DATA FOR THIS EXERCISE

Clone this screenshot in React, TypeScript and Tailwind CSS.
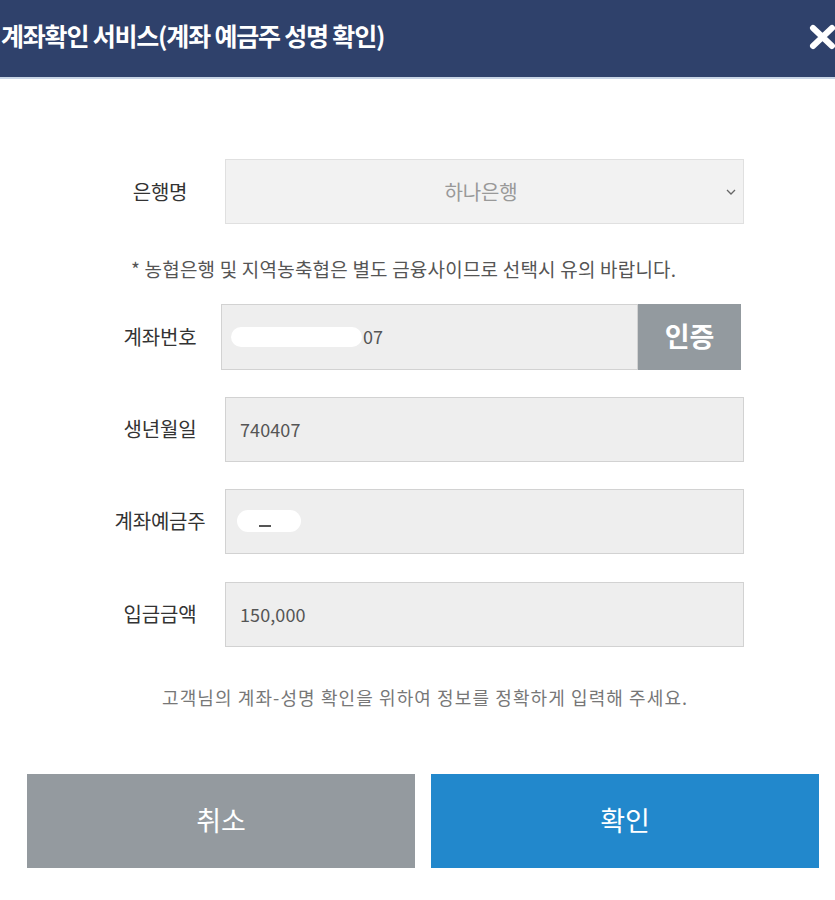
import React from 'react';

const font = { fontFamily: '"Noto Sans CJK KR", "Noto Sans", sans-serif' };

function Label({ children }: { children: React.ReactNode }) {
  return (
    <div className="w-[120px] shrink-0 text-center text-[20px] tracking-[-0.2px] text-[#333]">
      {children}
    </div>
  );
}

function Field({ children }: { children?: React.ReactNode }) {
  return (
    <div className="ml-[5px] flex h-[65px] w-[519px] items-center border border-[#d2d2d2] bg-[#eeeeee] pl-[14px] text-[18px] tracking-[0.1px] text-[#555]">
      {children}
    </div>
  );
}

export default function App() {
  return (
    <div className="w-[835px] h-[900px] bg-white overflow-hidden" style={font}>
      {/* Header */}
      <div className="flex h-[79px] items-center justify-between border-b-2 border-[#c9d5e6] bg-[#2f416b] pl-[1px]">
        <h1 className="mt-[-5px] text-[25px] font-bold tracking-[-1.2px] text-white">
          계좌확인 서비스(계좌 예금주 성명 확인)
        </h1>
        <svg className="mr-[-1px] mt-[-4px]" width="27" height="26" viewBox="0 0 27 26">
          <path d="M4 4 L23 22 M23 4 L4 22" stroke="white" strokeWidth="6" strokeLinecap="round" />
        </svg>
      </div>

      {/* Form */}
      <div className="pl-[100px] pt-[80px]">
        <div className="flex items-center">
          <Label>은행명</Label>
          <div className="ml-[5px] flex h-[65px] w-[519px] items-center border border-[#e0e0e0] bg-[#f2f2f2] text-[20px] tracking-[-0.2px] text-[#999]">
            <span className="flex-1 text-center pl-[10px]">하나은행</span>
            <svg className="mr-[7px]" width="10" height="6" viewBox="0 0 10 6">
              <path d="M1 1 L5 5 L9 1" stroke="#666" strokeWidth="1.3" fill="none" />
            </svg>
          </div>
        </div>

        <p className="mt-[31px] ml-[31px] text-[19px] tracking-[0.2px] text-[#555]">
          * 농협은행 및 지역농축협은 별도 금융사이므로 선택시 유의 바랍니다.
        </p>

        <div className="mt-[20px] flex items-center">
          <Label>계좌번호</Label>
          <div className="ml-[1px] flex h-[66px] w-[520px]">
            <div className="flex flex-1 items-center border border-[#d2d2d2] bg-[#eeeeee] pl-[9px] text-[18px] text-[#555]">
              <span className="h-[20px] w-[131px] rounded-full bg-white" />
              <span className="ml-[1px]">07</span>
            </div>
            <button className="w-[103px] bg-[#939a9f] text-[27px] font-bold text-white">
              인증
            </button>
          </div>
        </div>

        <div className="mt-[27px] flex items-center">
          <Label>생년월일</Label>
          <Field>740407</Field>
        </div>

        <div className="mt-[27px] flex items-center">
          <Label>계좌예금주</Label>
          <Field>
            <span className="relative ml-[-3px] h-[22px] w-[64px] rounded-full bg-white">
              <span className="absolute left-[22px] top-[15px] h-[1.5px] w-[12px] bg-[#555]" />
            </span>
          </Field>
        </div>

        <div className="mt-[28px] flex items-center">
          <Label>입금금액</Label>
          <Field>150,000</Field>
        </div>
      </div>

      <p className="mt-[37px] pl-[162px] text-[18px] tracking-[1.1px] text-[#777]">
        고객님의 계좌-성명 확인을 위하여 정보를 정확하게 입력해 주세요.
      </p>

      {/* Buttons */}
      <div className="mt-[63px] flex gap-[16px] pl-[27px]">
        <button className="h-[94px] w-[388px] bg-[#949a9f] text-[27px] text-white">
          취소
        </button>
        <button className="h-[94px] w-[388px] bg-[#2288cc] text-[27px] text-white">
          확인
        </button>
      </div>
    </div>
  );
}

==

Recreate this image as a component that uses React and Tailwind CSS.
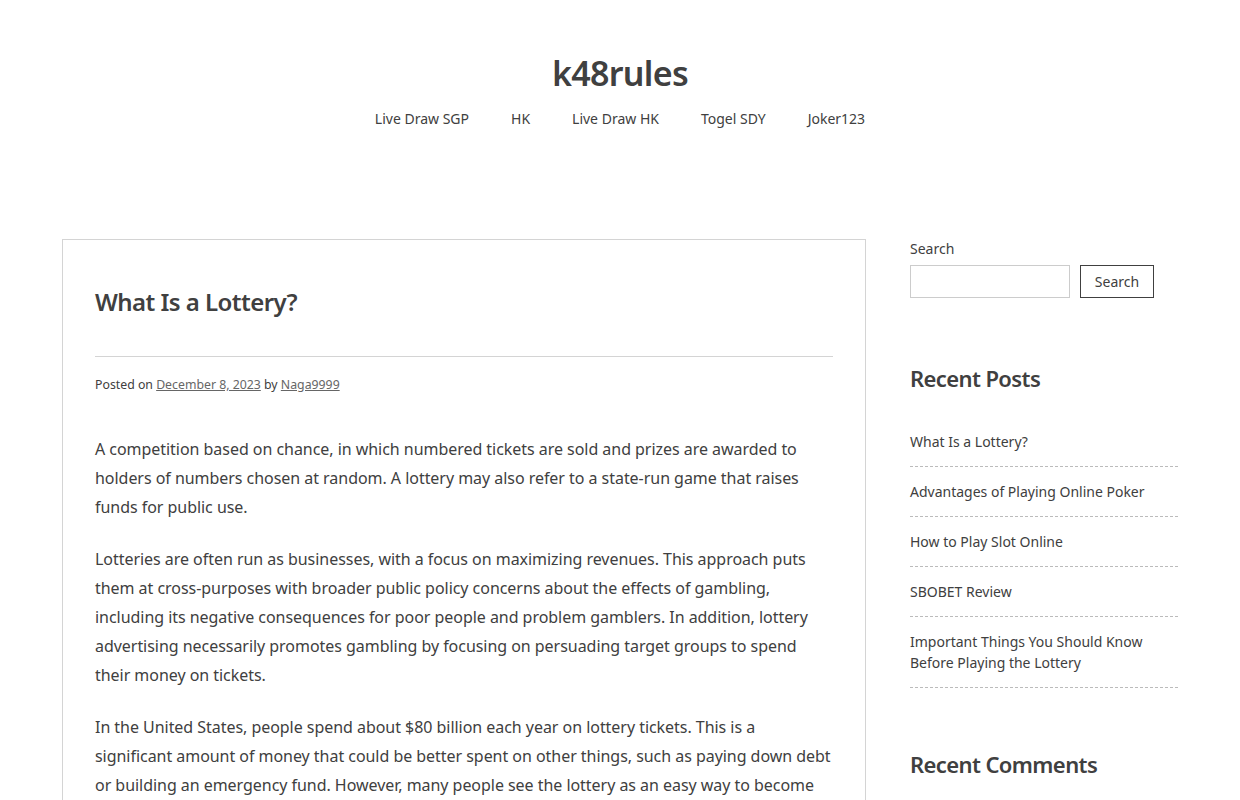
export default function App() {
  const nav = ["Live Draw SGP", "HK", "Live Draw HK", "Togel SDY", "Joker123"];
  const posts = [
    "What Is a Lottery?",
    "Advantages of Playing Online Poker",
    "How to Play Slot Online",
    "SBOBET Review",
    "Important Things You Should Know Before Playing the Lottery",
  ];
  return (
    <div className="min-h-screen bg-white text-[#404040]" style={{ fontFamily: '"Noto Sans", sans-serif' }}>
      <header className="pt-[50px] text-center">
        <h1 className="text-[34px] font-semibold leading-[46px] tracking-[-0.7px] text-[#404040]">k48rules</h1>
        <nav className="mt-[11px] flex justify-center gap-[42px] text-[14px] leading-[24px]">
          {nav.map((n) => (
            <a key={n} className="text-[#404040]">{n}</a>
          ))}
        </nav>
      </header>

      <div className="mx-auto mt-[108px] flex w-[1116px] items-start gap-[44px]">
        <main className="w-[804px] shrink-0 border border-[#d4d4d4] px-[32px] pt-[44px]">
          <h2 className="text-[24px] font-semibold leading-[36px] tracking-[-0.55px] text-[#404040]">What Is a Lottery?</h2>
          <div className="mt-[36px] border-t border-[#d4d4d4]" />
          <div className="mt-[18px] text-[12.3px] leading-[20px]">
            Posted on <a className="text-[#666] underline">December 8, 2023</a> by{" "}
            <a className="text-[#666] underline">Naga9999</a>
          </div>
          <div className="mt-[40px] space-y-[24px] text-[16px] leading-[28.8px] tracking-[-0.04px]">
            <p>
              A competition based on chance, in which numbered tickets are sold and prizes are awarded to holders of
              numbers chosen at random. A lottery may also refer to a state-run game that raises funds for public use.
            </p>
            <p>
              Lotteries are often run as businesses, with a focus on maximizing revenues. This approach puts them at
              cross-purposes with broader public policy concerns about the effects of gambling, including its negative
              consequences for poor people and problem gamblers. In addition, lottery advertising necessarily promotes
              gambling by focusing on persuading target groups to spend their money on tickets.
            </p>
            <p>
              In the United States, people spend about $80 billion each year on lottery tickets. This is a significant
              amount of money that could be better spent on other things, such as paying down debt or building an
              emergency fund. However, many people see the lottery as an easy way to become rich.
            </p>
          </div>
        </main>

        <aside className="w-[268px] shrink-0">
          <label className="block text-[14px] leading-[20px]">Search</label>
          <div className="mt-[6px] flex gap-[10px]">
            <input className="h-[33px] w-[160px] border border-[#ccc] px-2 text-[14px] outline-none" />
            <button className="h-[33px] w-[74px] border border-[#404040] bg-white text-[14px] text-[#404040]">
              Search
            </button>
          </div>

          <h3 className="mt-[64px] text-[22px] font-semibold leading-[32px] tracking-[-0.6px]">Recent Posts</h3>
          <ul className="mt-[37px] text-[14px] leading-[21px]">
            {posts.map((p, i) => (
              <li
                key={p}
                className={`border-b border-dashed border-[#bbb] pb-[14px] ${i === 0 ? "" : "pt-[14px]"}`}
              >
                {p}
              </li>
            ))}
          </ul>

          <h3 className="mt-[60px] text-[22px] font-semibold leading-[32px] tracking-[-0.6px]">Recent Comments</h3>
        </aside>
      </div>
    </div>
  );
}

WRITTEN PROBLEM
Tally the lines of the listing that include "Tailwind". Reply with nothing but the count.

FINAL RESULT
2